Going through the material below, please gather all lines with the word "components" in them.

======== ENTRIES PROVIDED

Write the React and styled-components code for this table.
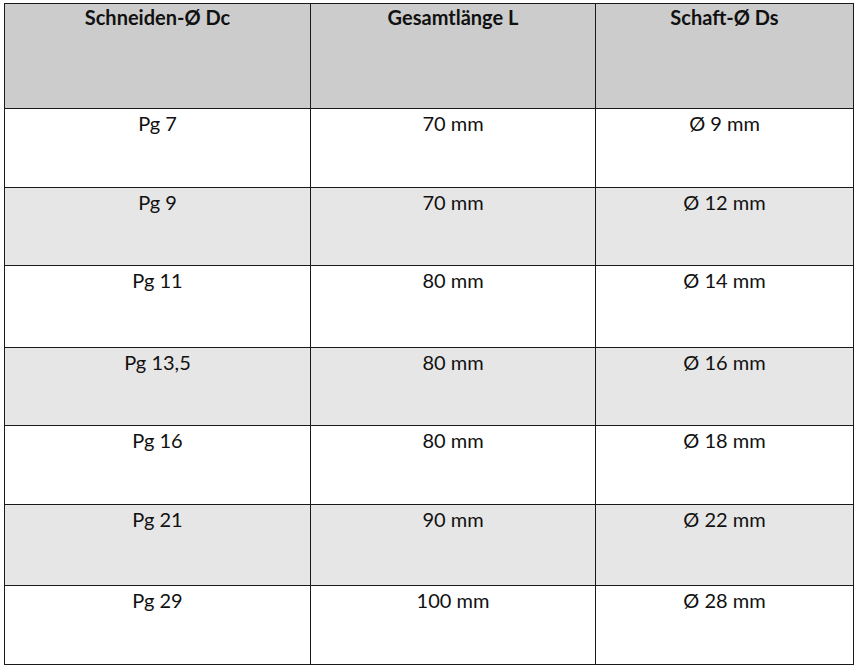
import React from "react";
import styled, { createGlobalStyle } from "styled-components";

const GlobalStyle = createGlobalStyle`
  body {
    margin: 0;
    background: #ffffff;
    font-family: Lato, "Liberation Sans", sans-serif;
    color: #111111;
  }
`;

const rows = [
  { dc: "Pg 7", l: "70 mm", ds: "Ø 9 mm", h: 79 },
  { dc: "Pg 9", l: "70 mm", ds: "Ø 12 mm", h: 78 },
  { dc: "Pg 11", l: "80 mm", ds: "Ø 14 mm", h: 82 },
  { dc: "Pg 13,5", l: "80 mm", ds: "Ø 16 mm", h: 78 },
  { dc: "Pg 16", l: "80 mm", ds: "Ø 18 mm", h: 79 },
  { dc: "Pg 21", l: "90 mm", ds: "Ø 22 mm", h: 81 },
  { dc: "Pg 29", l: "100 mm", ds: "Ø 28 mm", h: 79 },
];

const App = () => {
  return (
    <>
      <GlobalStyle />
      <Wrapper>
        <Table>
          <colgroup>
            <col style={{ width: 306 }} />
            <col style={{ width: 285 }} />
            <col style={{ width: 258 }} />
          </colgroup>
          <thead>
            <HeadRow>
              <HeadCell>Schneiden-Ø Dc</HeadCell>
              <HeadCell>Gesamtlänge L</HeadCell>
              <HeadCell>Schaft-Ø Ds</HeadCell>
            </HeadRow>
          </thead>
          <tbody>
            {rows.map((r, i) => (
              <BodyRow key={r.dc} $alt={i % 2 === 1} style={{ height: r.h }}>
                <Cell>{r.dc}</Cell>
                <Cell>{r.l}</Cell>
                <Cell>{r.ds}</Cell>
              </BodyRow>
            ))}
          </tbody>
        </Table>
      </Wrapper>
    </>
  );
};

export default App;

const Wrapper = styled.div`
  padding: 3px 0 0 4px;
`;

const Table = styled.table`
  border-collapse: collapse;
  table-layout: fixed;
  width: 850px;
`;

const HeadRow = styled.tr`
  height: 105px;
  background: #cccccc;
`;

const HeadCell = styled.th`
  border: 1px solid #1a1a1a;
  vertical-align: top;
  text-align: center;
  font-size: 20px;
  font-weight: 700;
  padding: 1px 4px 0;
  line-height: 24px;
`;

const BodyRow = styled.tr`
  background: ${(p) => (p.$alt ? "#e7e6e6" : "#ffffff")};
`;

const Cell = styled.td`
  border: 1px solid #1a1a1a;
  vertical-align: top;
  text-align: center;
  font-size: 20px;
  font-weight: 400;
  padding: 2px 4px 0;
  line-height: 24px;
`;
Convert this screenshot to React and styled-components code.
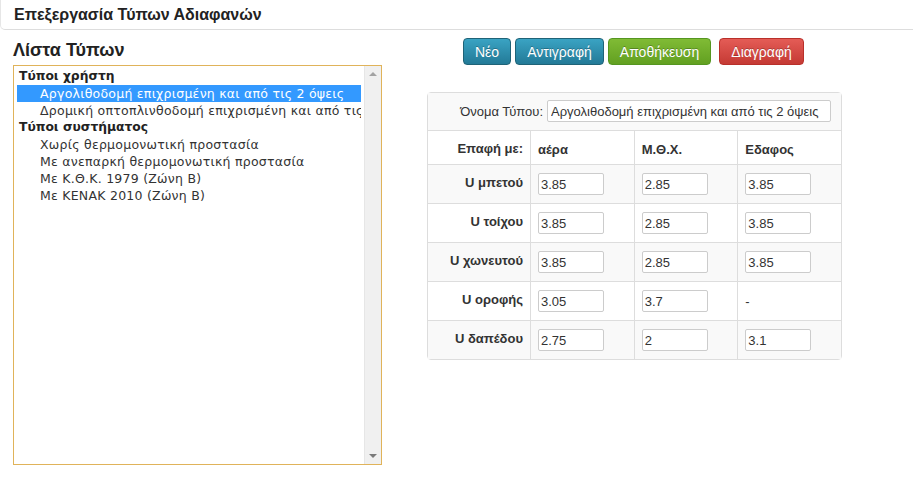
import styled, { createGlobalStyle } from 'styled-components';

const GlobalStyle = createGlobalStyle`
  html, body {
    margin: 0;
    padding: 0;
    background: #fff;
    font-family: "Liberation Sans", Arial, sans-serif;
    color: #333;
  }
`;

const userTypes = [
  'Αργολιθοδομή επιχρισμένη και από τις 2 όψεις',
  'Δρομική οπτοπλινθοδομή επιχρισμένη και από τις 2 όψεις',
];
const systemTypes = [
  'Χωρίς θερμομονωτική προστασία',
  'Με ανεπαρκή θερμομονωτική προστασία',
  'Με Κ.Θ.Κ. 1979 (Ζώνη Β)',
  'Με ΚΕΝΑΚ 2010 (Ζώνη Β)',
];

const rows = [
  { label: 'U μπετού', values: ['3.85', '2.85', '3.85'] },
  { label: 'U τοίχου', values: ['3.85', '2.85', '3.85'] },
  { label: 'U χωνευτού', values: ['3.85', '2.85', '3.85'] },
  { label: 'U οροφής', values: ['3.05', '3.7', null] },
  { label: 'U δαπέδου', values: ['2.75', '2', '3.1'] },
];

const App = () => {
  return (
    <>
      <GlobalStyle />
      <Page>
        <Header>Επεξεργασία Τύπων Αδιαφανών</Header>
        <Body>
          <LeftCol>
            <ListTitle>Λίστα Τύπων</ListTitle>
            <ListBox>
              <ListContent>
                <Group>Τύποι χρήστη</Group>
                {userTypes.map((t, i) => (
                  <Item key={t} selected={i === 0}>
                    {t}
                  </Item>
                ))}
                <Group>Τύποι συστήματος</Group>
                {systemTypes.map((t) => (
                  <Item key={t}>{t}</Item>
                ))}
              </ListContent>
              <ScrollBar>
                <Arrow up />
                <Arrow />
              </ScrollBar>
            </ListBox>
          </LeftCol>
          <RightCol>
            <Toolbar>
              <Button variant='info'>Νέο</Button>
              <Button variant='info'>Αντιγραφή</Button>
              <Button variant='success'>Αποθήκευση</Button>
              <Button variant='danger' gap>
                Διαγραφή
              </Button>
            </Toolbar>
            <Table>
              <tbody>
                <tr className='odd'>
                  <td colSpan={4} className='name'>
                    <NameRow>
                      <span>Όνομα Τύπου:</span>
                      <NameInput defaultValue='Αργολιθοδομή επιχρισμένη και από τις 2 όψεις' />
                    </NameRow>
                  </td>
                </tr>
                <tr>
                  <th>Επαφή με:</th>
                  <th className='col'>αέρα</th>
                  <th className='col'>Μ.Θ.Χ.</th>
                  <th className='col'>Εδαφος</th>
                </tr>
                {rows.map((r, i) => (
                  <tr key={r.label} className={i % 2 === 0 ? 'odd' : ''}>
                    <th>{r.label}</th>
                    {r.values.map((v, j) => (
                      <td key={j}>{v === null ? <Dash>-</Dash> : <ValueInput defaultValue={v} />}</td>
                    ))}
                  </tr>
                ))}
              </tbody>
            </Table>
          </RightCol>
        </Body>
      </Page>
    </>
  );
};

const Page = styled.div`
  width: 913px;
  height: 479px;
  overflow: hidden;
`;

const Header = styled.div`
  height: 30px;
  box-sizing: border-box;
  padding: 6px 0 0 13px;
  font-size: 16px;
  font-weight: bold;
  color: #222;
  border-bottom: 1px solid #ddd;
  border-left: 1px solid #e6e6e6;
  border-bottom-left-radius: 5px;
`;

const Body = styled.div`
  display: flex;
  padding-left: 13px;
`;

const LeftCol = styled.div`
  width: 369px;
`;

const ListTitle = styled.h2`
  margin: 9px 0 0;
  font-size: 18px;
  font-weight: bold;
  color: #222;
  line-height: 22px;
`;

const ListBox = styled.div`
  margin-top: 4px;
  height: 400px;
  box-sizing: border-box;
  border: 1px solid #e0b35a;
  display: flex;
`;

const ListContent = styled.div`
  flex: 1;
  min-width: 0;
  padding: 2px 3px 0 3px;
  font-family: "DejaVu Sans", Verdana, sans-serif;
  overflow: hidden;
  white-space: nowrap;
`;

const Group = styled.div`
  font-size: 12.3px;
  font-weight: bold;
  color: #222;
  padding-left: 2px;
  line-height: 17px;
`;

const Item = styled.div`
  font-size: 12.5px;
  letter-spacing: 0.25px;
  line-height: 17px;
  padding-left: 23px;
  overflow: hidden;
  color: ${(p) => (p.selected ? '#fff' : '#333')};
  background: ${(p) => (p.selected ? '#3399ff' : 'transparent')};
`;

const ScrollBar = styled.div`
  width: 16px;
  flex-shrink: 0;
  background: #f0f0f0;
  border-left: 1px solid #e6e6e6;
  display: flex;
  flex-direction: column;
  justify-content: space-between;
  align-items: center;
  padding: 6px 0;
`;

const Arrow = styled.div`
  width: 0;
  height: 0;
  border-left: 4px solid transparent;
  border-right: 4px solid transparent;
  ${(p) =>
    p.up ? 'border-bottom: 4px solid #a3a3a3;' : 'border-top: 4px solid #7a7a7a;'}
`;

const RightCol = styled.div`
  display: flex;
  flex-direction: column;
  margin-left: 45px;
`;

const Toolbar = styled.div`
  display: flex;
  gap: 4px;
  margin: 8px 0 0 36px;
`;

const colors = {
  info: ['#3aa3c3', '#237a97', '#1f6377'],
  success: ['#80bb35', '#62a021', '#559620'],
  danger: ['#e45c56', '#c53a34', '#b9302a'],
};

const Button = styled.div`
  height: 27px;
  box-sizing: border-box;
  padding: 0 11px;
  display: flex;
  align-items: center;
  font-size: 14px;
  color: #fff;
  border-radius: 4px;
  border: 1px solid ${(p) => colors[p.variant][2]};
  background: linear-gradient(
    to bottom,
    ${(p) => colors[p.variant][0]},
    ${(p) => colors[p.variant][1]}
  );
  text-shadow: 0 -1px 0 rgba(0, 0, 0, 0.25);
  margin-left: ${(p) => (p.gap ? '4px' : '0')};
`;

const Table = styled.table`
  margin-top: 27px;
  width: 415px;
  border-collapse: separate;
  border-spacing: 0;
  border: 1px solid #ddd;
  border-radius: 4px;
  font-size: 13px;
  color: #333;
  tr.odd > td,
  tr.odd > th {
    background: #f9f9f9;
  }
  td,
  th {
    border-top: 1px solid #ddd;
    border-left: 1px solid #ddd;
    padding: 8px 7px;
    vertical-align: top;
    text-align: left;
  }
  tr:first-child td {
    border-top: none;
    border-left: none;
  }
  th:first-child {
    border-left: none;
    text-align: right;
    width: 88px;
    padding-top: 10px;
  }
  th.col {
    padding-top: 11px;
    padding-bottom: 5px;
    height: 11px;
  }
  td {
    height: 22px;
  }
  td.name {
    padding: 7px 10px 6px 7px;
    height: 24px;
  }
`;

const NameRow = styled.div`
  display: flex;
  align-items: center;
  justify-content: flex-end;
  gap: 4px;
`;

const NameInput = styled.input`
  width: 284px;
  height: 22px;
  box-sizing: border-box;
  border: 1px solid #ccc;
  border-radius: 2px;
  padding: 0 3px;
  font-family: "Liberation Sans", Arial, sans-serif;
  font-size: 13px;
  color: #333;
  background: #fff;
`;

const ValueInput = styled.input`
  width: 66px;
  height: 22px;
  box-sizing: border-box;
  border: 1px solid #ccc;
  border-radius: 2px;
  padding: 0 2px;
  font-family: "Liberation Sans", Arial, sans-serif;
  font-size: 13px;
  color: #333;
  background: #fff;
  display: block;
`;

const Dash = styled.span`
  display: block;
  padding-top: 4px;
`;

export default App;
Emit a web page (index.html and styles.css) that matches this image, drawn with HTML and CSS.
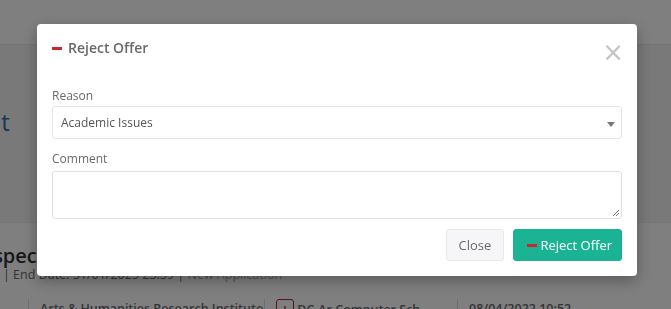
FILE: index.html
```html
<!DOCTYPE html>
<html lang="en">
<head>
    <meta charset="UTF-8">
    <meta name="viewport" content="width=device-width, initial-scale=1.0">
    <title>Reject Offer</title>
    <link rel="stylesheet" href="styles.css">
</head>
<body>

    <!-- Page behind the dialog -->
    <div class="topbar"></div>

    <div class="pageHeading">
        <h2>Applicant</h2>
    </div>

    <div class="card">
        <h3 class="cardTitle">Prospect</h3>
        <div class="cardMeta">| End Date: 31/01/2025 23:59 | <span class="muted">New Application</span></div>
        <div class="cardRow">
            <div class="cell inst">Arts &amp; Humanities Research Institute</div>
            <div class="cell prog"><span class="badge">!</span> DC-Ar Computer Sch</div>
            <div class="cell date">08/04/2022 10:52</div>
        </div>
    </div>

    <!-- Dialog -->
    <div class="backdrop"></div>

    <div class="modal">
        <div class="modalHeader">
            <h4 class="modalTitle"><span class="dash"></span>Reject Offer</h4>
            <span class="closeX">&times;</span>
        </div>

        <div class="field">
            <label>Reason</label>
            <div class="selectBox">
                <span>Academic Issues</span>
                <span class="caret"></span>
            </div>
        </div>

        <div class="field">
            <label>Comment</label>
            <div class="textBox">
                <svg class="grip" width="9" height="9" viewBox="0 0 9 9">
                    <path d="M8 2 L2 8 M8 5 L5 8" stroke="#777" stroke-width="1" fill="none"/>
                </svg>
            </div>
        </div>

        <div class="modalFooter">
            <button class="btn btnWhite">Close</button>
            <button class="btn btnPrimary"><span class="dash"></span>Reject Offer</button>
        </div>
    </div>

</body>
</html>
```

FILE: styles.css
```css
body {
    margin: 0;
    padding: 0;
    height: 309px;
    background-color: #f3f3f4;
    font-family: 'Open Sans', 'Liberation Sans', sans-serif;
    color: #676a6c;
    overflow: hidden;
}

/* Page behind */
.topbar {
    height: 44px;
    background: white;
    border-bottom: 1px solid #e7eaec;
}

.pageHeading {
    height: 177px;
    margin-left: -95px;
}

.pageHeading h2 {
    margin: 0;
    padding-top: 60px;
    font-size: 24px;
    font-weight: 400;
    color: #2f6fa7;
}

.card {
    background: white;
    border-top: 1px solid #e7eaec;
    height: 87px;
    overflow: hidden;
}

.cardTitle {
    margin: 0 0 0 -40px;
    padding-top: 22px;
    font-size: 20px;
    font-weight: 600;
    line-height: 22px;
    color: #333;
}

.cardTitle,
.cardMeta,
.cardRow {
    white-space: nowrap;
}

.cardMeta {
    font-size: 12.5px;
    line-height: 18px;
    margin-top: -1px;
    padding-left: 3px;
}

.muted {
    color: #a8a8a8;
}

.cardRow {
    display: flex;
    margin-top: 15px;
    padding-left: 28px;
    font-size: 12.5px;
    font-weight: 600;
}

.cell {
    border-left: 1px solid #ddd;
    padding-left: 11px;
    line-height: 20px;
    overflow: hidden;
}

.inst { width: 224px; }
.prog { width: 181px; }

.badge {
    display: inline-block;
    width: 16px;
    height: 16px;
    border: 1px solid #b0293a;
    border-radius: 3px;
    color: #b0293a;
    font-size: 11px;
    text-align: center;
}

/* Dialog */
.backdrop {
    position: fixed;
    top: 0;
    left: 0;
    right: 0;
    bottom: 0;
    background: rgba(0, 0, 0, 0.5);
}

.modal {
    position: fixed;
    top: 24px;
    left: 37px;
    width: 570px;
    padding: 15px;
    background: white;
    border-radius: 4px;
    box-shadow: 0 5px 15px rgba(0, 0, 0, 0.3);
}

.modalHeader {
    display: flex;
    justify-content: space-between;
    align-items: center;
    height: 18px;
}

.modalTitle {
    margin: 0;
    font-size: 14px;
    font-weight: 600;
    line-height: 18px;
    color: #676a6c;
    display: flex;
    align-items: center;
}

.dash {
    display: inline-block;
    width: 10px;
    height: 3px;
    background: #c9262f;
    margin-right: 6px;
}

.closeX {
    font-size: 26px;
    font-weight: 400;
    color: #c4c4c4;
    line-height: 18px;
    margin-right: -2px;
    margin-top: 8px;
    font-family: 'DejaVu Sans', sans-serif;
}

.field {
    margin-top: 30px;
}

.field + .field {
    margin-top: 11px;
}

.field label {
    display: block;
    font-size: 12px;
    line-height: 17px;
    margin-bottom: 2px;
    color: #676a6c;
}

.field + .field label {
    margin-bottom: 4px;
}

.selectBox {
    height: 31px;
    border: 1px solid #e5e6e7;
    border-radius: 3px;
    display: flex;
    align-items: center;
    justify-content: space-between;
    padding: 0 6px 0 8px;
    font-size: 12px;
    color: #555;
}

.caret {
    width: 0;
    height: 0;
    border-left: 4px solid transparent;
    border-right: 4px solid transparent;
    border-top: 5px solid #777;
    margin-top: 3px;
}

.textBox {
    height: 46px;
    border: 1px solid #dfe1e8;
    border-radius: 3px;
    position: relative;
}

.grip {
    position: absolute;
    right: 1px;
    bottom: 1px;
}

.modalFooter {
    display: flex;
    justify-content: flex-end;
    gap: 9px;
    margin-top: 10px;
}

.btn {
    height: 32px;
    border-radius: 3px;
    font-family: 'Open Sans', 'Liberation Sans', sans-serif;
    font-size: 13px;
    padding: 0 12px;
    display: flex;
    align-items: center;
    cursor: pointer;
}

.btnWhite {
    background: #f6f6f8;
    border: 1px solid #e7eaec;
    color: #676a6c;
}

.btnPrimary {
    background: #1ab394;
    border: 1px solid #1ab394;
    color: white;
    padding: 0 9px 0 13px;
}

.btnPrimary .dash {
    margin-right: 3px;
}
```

================

ANSWER TO THE TASK:
Write the React and styled-components code for this table.
import styled, { createGlobalStyle } from "styled-components";
Convert this screenshot to React and styled-components code.
import styled, { createGlobalStyle } from 'styled-components';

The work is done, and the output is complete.